Reynolds tweeted a link to a live video stream of demonstrators stopping traffic on I-277 during the chaotic second day of protests over the fatal police shooting of Keith Lamont Scott. His comment read “Run them down.”

Twitter suspended his account shortly after the tweet went up and outraged commenters accused Reynolds, who also runs the Instapundit website, of inciting violence. Several users preserved screenshots of the tweet.

Run them down.

That tweet was bad enough.  Far worse is Reynolds's defense today.

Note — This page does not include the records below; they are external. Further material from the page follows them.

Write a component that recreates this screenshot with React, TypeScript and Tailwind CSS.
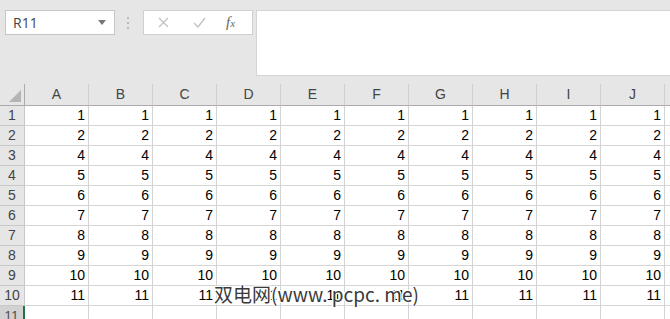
const COLS = ["A", "B", "C", "D", "E", "F", "G", "H", "I", "J"];
const VALUES = [1, 2, 4, 5, 6, 7, 8, 9, 10, 11];

function NameBox() {
  return (
    <div className="flex h-[25px] w-[110px] items-center justify-between border border-[#c6c6c6] bg-white pl-[7px] pr-[8px]">
      <span className="text-[14px] text-[#444]" style={{ fontFamily: '"Open Sans", sans-serif' }}>
        R11
      </span>
      <svg width="8" height="5" viewBox="0 0 8 5">
        <path d="M0 0 H8 L4 5 Z" fill="#777" />
      </svg>
    </div>
  );
}

function FormulaButtons() {
  return (
    <div className="flex h-[25px] w-[110px] items-center border border-[#d0d0d0] bg-white">
      <svg className="ml-[14px]" width="11" height="11" viewBox="0 0 11 11">
        <path d="M1 1 L10 10 M10 1 L1 10" stroke="#c2c2c2" strokeWidth="1.3" />
      </svg>
      <svg className="ml-[24px]" width="13" height="11" viewBox="0 0 13 11">
        <path d="M1 6 L5 10 L12 1" stroke="#c2c2c2" strokeWidth="1.4" fill="none" />
      </svg>
      <span
        className="ml-[20px] text-[15px] italic text-[#666]"
        style={{ fontFamily: '"Liberation Serif", serif' }}
      >
        f<span className="text-[11px]">x</span>
      </span>
    </div>
  );
}

function Toolbar() {
  return (
    <div className="flex h-[84px] items-start pt-[10px] pl-[5px]">
      <NameBox />
      <div className="ml-[12px] mt-[7px] flex flex-col gap-[3px]">
        <div className="h-[2px] w-[2px] bg-[#b9b9b9]" />
        <div className="h-[2px] w-[2px] bg-[#b9b9b9]" />
        <div className="h-[2px] w-[2px] bg-[#b9b9b9]" />
      </div>
      <div className="ml-[14px]">
        <FormulaButtons />
      </div>
      <div className="ml-[3px] h-[66px] flex-1 border border-r-0 border-[#d4d4d4] bg-white" />
    </div>
  );
}

function Row({ index, value }: { index: number; value: number }) {
  return (
    <>
      <div className="flex h-[20px] items-center justify-center border-b border-r border-[#c8c8c8] bg-[#e6e6e6] text-[#444]">
        {index}
      </div>
      {COLS.map((c) => (
        <div
          key={c}
          className="flex h-[20px] items-center justify-end border-b border-r border-[#d4d4d4] bg-white pr-[3px] text-black"
        >
          {value}
        </div>
      ))}
      <div className="h-[20px] border-b border-[#d4d4d4] bg-white" />
    </>
  );
}

function Grid() {
  const font = { fontFamily: '"Liberation Sans", Arial, sans-serif' };
  return (
    <div className="grid grid-cols-[25px_repeat(10,64px)_1fr] text-[14px]" style={font}>
      {/* header row */}
      <div className="flex h-[22px] items-end justify-end border-b border-r border-[#ababab] bg-[#e6e6e6] pb-[3px] pr-[3px]">
        <svg width="12" height="12" viewBox="0 0 12 12">
          <path d="M12 0 V12 H0 Z" fill="#b4b4b4" />
        </svg>
      </div>
      {COLS.map((c) => (
        <div
          key={c}
          className="flex h-[22px] items-center justify-center border-b border-r border-b-[#ababab] border-r-[#d0d0d0] bg-[#e6e6e6] text-[#444]"
        >
          {c}
        </div>
      ))}
      <div className="h-[22px] border-b border-[#ababab] bg-[#e6e6e6]" />

      {VALUES.map((v, i) => (
        <Row key={i} index={i + 1} value={v} />
      ))}

      {/* row 11, selected */}
      <div className="flex h-[20px] items-center justify-center border-r-2 border-[#217346] bg-[#d2d2d2] text-[#555]">
        11
      </div>
      {COLS.map((c) => (
        <div key={c} className="h-[20px] border-r border-[#d4d4d4] bg-white" />
      ))}
      <div className="h-[20px] bg-white" />
    </div>
  );
}

export default function App() {
  return (
    <div className="relative h-[319px] w-[670px] overflow-hidden bg-[#e6e6e6]">
      <Toolbar />
      <Grid />
      {/* watermark */}
      <div
        className="absolute left-[214px] top-[284px] text-[19px] leading-none text-[#3a3a3a]"
        style={{
          fontFamily: '"Noto Sans CJK SC", sans-serif',
          textShadow:
            "1px 0 0 #fff, -1px 0 0 #fff, 0 1px 0 #fff, 0 -1px 0 #fff, 1px 1px 0 #fff, -1px -1px 0 #fff, 1px -1px 0 #fff, -1px 1px 0 #fff",
        }}
      >
        双电网(www. pcpc. me)
      </div>
    </div>
  );
}
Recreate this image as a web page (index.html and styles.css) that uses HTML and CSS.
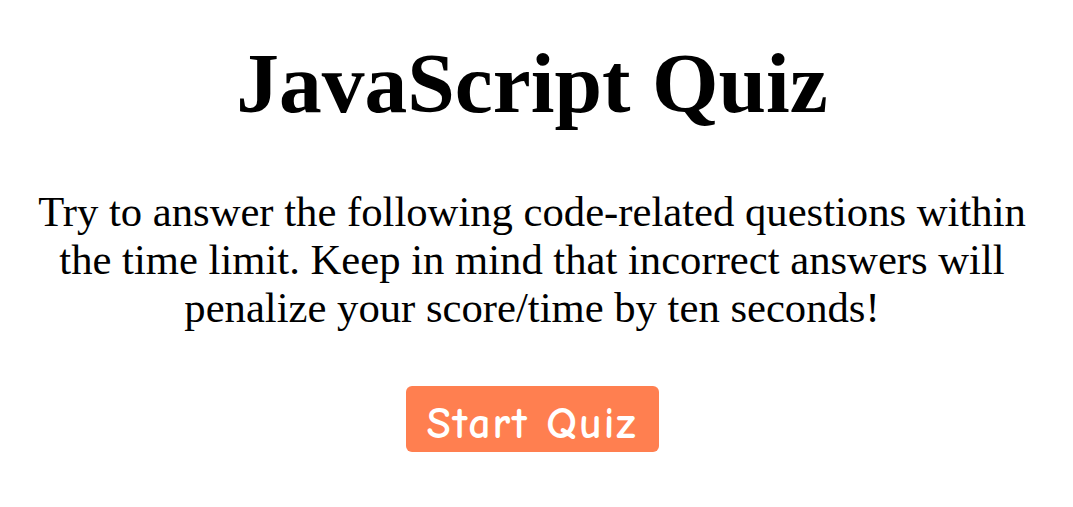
FILE: index.html
```html
<!DOCTYPE html>
<html>
<head>
<meta charset="utf-8">
<link rel="stylesheet" href="styles.css">
</head>
<body>
<main class="start">
  <h1 class="title">JavaScript Quiz</h1>
  <p class="intro">Try to answer the following code-related questions within the time limit. Keep in mind that incorrect answers will penalize your score/time by ten seconds!</p>
  <button class="start-btn">Start Quiz</button>
</main>
</body>
</html>
```
FILE: styles.css
```css
body {
  margin: 8px;
  font-family: "Liberation Serif", "Times New Roman", serif;
  color: #000;
  background: #fff;
}
.start {
  display: flex;
  flex-direction: column;
  align-items: center;
  text-align: center;
  padding: 0 29px 0 20px;
}
.title {
  font-size: 85.5px;
  font-weight: bold;
  margin: 26px 0 0;
  line-height: 1.15;
}
.intro {
  font-size: 32pt;
  line-height: 48px;
  margin: 56px 0 0;
}
.start-btn {
  margin-top: 54px;
  background: #ff7f50;
  color: #fff;
  border: none;
  border-radius: 6px;
  font-family: "Comic Sans MS", "Comic Neue", "DejaVu Sans", sans-serif;
  font-weight: bold;
  font-size: 44px;
  letter-spacing: 2px;
  padding: 8px 0 0;
  width: 253px;
  height: 66px;
}
```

Sorry, blocking the interstate is dangerous, and trapping people in their cars and surrounding them is a threat. Driving on is self-preservation
, especially when we’ve had mobs destroying property and injuring and killing people. But if Twitter doesn’t like me, I’m happy to stop providing them with free content. 
ANOTHER UPDATE: Was just on Hugh Hewitt talking about this. Since Twitter won’t let me respond to — or even see — my critics, let me expand here. 
I’ve always been a supporter of free speech and peaceful protest. I fully support people protesting police actions, and I’ve been writing in support of greater accountability for police for years. 
But riots aren’t peaceful protest. And blocking interstates and trapping people in their cars is not peaceful protest — it’s threatening and dangerous, especially against the background of people rioting, cops being injured, civilian-on-civilian shootings, and so on. I wouldn’t actually aim for people blocking the road, but I wouldn’t stop because I’d fear for my safety, as I think any reasonable person would
Run them down” perhaps didn’t capture this fully, but it’s Twitter, where character limits stand in the way of nuance
Meanwhile, regarding Twitter: I don’t even know that this is why I was suspended, as I’ve heard nothing from Twitter at all. They tell users and investors that they don’t censor, but they seem awfully quick to suspend people on one side of the debate and, as people over at Twitchy note, awfully tolerant of outright threats on the other. 
Twitter can do without me, as I can certainly do without Twitter.

So he absolutely was advocating for violence, in particular vehicular assault,  against protesters.  The standard is that if you block the road, and he runs you over, it's automatically self-defense no questions asked.

This is a tenured law professor saying this.

Oh but it gets worse: Nick Gillespie shows up and continues the defense at Reason because he's a nice guy and a blogger.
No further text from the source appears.